每逢星期三晚是「Music Break」環節,開放舞台讓客人唱歌表演,jazz樂手演出不時也會邀請觀眾上台jam,「玩得唔好唔會有人鬧你」。有客人對Vicky說,自少喜歡唱歌,但從未想像自己可以在台上唱,在Backstage卻發現原來自己可以,甚至有人說「其實這裡不是live house,應叫做dream house!」
Backstage孕育的不只是音樂夢,而是讓人發覺「原來有啲嘢係得」,「那個台像是一個離開comfort zone的地方」,在這裡,舞台不是表演者與觀眾之間不可逾越的距離,而是歡迎任何人,鼓起勇氣踏上台階,打破心中對未知的不安感。
只懂搞文化區的政府
不過不論Backstage的回憶如何美好,今日走到最後,已是定局。
政府大灑金錢搞西九文化區,另一邊廂民間文化找不到立足之處,「你不需要劃一個文化區,文化自然會生出來!」Vicky直言政府資源向大型藝團傾斜,而且做決定的人離地千萬呎,根本不熟悉行業運作,「幾年前龍應台(前台灣文化部長)都來過參觀,香港真的一個人都沒有來過!你可以話人做騷,但你連騷都冇做過!」
缺乏政策支援,Backstage的餐飲服務某程度上也是一個折衷,「唔行呢條路其實好難搞」,香港沒有live house牌照,只能申請餐飲牌照,「如果只是live house,反而甚麼也不是,不知道該申請甚麼去做,好易俾人趕」。

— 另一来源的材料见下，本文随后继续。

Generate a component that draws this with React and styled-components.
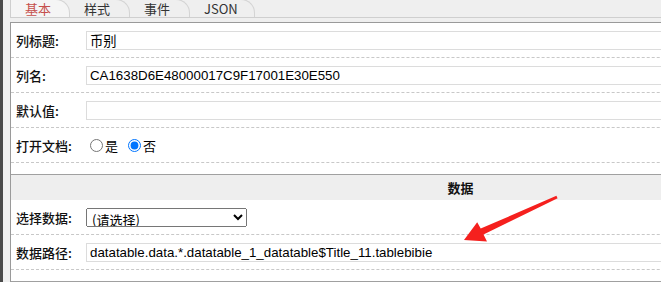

近年很多人走上街頭玩音樂(busking),Vicky認同他們的能力,可是「條街唔係永遠的solution」,樂手如果想發展事業,於不同的階段,需要踏足不同的舞台,「不可以因為這個政府,或其他持份者,不能給他一個舞台,令他唯有到街上玩音樂」。
不肯放下武裝的香港人
另一邊廂,觀塘另一間live house「樂人地帶」也因加租於10月結業,Hidden Agenda過去亦多次因加租幾乎倒閉,租金高昂似是live house的死穴。
但Vicky強調錢不是最大的問題,加租只是結業的導火線,「就算你給我幾十萬,包起租金,我想問3年後點呢?業主一樣會加租。」Backstage的生意相信會轉到鄰近的同業手中,但同業都沒有因此而高興,反而憂慮「你哋都死,咁我就等死!」,連Backstage這樣多元化、具名氣的場地也做不住,市場生態並不健康。
Vicky坦言在香港,會去live house聽不同種類音樂的人只是少眾,文化尚未成熟。在live house演出的大多是所謂的「非主流音樂」,不似電視電台會播的歌曲「易入口」,音樂上或探討的題目較「深」,聽眾需要花耐性思考咀嚼,然而「香港大部份人都好似唔係好ready」,結果聽眾群只是「塘水滾塘魚」,同一班人「只不過ABCDE live house都去晒」,沒有太大增長。
Vicky覺得很多香港人不願意「放下武裝」,拒絕接觸自己不熟悉的事物,「大家都未去了解件事,就攔住自己,其實好難令一個城市有好多事發生」。就如很多人常常批評近年的音樂,但他們可有認真聽過?「其實好多時候,你都未去做一件事,就去judge是不好,所以你不做,其實你只是不夠勇氣去包涵一些你不熟悉的東西。」
不過樂觀的Vicky認為聽眾已開始轉變,她有份創立的音樂眾籌平台「音樂蜂」也證明了香港有一群人願意為音樂付出,只是live house的整體生態仍有待改善,「如果能夠發展到觀眾不介意去聽一些他們可能不熟悉的東西,live house的function就會最大」。
再生的循環
回望經營Backstage的8年,繁忙的工作雖然很累人,但Vicky肯定地說快樂絕對比辛勞多,「最大的快樂,其實都幾簡單,見到這裡的人,台上、台下,有某一個時刻係好投入、好投入地去玩,你見到他們的臉孔流露快樂,而這種快樂你知道不是扮出來,你feel到那一刻他們release很多emotions,我覺得那一刻是很美好的」。
城中容不下這間快樂的「dream house」,團隊短期內也未有計劃東山再起,Vicky指要等待適合的時機再作考慮。始終,換個地方重頭來過,也未必能把Backstage複製。不過Vicky貫徹樂觀態度,未有被擊沉,「有希望的人就會見到希望」,「香港現時整個環境,其實根本在經歷一個evolution,不停進化中」,有危便有機,有死才有生。如果這真是再生的循環,只望未來會生出更多不一樣的花朵,夢想會有更多空間。